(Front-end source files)
-=-=-

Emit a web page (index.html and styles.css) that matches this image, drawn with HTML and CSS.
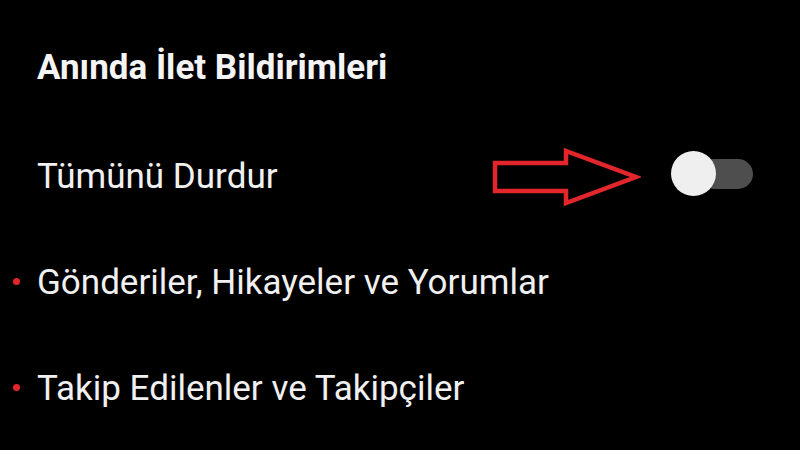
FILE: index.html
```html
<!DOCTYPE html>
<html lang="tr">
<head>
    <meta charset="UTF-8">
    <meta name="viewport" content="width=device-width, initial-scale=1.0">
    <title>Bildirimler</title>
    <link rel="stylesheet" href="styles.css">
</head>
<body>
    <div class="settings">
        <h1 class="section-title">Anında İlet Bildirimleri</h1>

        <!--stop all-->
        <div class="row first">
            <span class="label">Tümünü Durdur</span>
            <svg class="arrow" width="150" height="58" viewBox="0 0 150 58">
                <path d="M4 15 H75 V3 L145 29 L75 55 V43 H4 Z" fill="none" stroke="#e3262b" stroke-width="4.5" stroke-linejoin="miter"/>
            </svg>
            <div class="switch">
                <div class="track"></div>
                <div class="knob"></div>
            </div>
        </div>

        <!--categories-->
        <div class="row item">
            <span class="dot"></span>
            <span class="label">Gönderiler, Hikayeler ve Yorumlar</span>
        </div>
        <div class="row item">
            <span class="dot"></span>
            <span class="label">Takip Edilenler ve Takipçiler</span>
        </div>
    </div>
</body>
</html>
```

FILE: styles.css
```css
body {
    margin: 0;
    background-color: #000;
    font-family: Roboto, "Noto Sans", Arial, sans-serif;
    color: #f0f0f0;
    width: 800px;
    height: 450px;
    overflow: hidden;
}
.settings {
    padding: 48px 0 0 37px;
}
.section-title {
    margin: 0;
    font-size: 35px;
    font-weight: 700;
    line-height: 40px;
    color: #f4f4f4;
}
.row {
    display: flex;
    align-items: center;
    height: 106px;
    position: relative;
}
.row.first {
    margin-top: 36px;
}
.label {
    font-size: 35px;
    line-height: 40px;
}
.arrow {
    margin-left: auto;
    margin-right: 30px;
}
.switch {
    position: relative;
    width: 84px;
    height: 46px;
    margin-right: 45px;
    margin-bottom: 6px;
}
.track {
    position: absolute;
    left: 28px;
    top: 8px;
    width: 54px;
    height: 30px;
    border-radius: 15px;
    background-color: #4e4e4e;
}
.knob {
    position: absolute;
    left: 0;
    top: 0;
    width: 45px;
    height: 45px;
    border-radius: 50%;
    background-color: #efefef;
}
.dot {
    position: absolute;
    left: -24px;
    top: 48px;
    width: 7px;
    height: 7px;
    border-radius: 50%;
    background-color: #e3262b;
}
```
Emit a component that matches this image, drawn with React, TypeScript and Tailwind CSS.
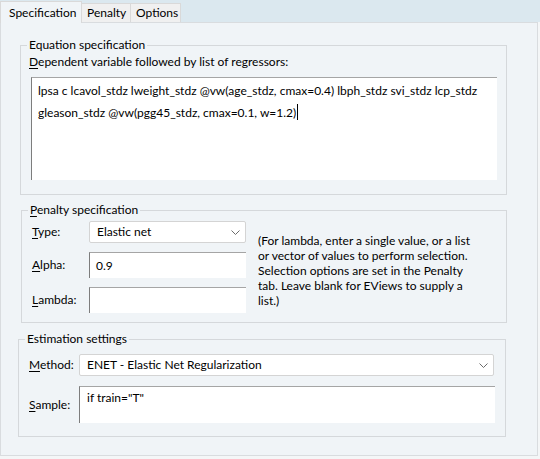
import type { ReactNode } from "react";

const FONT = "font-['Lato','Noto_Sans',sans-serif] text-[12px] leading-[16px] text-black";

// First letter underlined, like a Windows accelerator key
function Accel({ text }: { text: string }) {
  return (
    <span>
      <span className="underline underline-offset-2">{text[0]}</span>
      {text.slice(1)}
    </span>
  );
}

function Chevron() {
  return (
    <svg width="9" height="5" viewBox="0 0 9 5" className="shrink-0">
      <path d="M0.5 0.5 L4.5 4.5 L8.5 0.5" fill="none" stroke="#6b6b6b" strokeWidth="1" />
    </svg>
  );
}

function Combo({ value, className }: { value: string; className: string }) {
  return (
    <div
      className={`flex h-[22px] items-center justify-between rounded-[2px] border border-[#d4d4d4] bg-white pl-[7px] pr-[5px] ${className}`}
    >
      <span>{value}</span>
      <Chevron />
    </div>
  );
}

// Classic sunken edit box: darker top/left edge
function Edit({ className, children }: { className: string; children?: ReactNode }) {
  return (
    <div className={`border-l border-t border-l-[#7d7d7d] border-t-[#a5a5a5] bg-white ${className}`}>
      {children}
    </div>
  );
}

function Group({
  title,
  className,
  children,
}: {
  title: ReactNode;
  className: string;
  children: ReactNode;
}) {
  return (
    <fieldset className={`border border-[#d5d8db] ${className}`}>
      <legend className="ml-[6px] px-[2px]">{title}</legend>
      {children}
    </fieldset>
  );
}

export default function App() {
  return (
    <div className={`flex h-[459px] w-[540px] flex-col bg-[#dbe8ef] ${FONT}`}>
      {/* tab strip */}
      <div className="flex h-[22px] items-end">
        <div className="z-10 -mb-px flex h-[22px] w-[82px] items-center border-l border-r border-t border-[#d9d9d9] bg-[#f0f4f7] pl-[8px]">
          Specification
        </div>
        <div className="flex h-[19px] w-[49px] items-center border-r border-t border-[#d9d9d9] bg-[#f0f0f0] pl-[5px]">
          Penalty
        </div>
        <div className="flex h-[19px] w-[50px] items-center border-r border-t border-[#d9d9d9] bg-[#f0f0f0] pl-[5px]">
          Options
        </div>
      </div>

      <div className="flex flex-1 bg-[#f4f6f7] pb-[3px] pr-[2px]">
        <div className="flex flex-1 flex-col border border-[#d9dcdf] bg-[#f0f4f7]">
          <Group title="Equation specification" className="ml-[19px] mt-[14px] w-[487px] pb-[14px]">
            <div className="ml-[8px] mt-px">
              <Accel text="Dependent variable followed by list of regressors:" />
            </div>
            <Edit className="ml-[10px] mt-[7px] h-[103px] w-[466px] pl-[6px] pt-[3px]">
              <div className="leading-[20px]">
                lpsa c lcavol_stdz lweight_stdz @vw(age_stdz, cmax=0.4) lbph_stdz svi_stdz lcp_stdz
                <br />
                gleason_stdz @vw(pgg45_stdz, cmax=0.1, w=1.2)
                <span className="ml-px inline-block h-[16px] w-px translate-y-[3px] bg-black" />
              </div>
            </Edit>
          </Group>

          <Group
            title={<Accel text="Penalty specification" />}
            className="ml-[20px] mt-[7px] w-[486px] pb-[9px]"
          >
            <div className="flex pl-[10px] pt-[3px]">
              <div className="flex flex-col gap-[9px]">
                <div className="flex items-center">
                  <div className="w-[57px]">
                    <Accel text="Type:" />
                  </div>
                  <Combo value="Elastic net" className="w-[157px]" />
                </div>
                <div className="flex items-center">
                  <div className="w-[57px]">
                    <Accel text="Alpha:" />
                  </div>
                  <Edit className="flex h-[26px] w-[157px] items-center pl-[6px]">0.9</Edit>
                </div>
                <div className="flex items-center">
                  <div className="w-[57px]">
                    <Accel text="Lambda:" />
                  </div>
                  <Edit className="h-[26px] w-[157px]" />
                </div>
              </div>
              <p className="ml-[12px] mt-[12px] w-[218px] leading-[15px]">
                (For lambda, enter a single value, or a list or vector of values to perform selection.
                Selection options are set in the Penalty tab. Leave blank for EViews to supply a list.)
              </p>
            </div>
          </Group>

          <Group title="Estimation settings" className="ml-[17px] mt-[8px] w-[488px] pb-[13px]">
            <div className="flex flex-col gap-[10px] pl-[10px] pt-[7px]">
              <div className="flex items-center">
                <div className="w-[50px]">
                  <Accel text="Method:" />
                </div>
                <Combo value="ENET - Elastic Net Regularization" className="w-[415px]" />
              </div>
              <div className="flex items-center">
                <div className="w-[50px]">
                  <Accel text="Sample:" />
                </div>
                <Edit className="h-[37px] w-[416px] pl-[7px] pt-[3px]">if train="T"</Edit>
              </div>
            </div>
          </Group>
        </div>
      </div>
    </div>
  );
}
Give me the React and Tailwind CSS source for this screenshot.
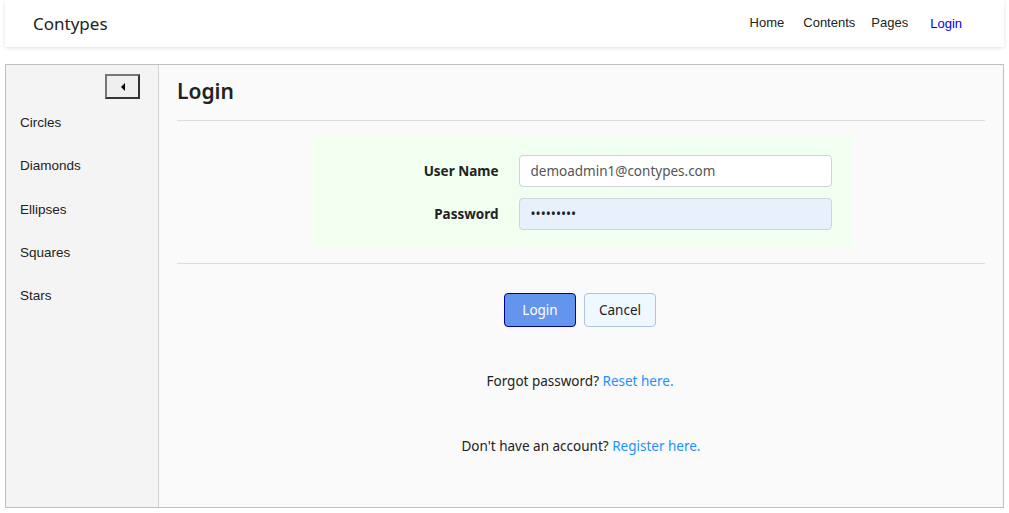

-=-=-

What needs to be done:
Pictures are excluded; copy every other part of the records exactly.

The answer:
Emit a web page (index.html and styles.css) that matches this image, drawn with HTML and CSS.
FILE: index.html
```html
<!DOCTYPE html>
<html lang="tr">
<head>
    <meta charset="UTF-8">
    <meta name="viewport" content="width=device-width, initial-scale=1.0">
    <title>Bildirimler</title>
    <link rel="stylesheet" href="styles.css">
</head>
<body>
    <div class="settings">
        <h1 class="section-title">Anında İlet Bildirimleri</h1>

        <!--stop all-->
        <div class="row first">
            <span class="label">Tümünü Durdur</span>
            <svg class="arrow" width="150" height="58" viewBox="0 0 150 58">
                <path d="M4 15 H75 V3 L145 29 L75 55 V43 H4 Z" fill="none" stroke="#e3262b" stroke-width="4.5" stroke-linejoin="miter"/>
            </svg>
            <div class="switch">
                <div class="track"></div>
                <div class="knob"></div>
            </div>
        </div>

        <!--categories-->
        <div class="row item">
            <span class="dot"></span>
            <span class="label">Gönderiler, Hikayeler ve Yorumlar</span>
        </div>
        <div class="row item">
            <span class="dot"></span>
            <span class="label">Takip Edilenler ve Takipçiler</span>
        </div>
    </div>
</body>
</html>
```

FILE: styles.css
```css
body {
    margin: 0;
    background-color: #000;
    font-family: Roboto, "Noto Sans", Arial, sans-serif;
    color: #f0f0f0;
    width: 800px;
    height: 450px;
    overflow: hidden;
}
.settings {
    padding: 48px 0 0 37px;
}
.section-title {
    margin: 0;
    font-size: 35px;
    font-weight: 700;
    line-height: 40px;
    color: #f4f4f4;
}
.row {
    display: flex;
    align-items: center;
    height: 106px;
    position: relative;
}
.row.first {
    margin-top: 36px;
}
.label {
    font-size: 35px;
    line-height: 40px;
}
.arrow {
    margin-left: auto;
    margin-right: 30px;
}
.switch {
    position: relative;
    width: 84px;
    height: 46px;
    margin-right: 45px;
    margin-bottom: 6px;
}
.track {
    position: absolute;
    left: 28px;
    top: 8px;
    width: 54px;
    height: 30px;
    border-radius: 15px;
    background-color: #4e4e4e;
}
.knob {
    position: absolute;
    left: 0;
    top: 0;
    width: 45px;
    height: 45px;
    border-radius: 50%;
    background-color: #efefef;
}
.dot {
    position: absolute;
    left: -24px;
    top: 48px;
    width: 7px;
    height: 7px;
    border-radius: 50%;
    background-color: #e3262b;
}
```
Emit a component that matches this image, drawn with React, TypeScript and Tailwind CSS.
import type { ReactNode } from "react";

const FONT = "font-['Lato','Noto_Sans',sans-serif] text-[12px] leading-[16px] text-black";

// First letter underlined, like a Windows accelerator key
function Accel({ text }: { text: string }) {
  return (
    <span>
      <span className="underline underline-offset-2">{text[0]}</span>
      {text.slice(1)}
    </span>
  );
}

function Chevron() {
  return (
    <svg width="9" height="5" viewBox="0 0 9 5" className="shrink-0">
      <path d="M0.5 0.5 L4.5 4.5 L8.5 0.5" fill="none" stroke="#6b6b6b" strokeWidth="1" />
    </svg>
  );
}

function Combo({ value, className }: { value: string; className: string }) {
  return (
    <div
      className={`flex h-[22px] items-center justify-between rounded-[2px] border border-[#d4d4d4] bg-white pl-[7px] pr-[5px] ${className}`}
    >
      <span>{value}</span>
      <Chevron />
    </div>
  );
}

// Classic sunken edit box: darker top/left edge
function Edit({ className, children }: { className: string; children?: ReactNode }) {
  return (
    <div className={`border-l border-t border-l-[#7d7d7d] border-t-[#a5a5a5] bg-white ${className}`}>
      {children}
    </div>
  );
}

function Group({
  title,
  className,
  children,
}: {
  title: ReactNode;
  className: string;
  children: ReactNode;
}) {
  return (
    <fieldset className={`border border-[#d5d8db] ${className}`}>
      <legend className="ml-[6px] px-[2px]">{title}</legend>
      {children}
    </fieldset>
  );
}

export default function App() {
  return (
    <div className={`flex h-[459px] w-[540px] flex-col bg-[#dbe8ef] ${FONT}`}>
      {/* tab strip */}
      <div className="flex h-[22px] items-end">
        <div className="z-10 -mb-px flex h-[22px] w-[82px] items-center border-l border-r border-t border-[#d9d9d9] bg-[#f0f4f7] pl-[8px]">
          Specification
        </div>
        <div className="flex h-[19px] w-[49px] items-center border-r border-t border-[#d9d9d9] bg-[#f0f0f0] pl-[5px]">
          Penalty
        </div>
        <div className="flex h-[19px] w-[50px] items-center border-r border-t border-[#d9d9d9] bg-[#f0f0f0] pl-[5px]">
          Options
        </div>
      </div>

      <div className="flex flex-1 bg-[#f4f6f7] pb-[3px] pr-[2px]">
        <div className="flex flex-1 flex-col border border-[#d9dcdf] bg-[#f0f4f7]">
          <Group title="Equation specification" className="ml-[19px] mt-[14px] w-[487px] pb-[14px]">
            <div className="ml-[8px] mt-px">
              <Accel text="Dependent variable followed by list of regressors:" />
            </div>
            <Edit className="ml-[10px] mt-[7px] h-[103px] w-[466px] pl-[6px] pt-[3px]">
              <div className="leading-[20px]">
                lpsa c lcavol_stdz lweight_stdz @vw(age_stdz, cmax=0.4) lbph_stdz svi_stdz lcp_stdz
                <br />
                gleason_stdz @vw(pgg45_stdz, cmax=0.1, w=1.2)
                <span className="ml-px inline-block h-[16px] w-px translate-y-[3px] bg-black" />
              </div>
            </Edit>
          </Group>

          <Group
            title={<Accel text="Penalty specification" />}
            className="ml-[20px] mt-[7px] w-[486px] pb-[9px]"
          >
            <div className="flex pl-[10px] pt-[3px]">
              <div className="flex flex-col gap-[9px]">
                <div className="flex items-center">
                  <div className="w-[57px]">
                    <Accel text="Type:" />
                  </div>
                  <Combo value="Elastic net" className="w-[157px]" />
                </div>
                <div className="flex items-center">
                  <div className="w-[57px]">
                    <Accel text="Alpha:" />
                  </div>
                  <Edit className="flex h-[26px] w-[157px] items-center pl-[6px]">0.9</Edit>
                </div>
                <div className="flex items-center">
                  <div className="w-[57px]">
                    <Accel text="Lambda:" />
                  </div>
                  <Edit className="h-[26px] w-[157px]" />
                </div>
              </div>
              <p className="ml-[12px] mt-[12px] w-[218px] leading-[15px]">
                (For lambda, enter a single value, or a list or vector of values to perform selection.
                Selection options are set in the Penalty tab. Leave blank for EViews to supply a list.)
              </p>
            </div>
          </Group>

          <Group title="Estimation settings" className="ml-[17px] mt-[8px] w-[488px] pb-[13px]">
            <div className="flex flex-col gap-[10px] pl-[10px] pt-[7px]">
              <div className="flex items-center">
                <div className="w-[50px]">
                  <Accel text="Method:" />
                </div>
                <Combo value="ENET - Elastic Net Regularization" className="w-[415px]" />
              </div>
              <div className="flex items-center">
                <div className="w-[50px]">
                  <Accel text="Sample:" />
                </div>
                <Edit className="h-[37px] w-[416px] pl-[7px] pt-[3px]">if train="T"</Edit>
              </div>
            </div>
          </Group>
        </div>
      </div>
    </div>
  );
}
Give me the React and Tailwind CSS source for this screenshot.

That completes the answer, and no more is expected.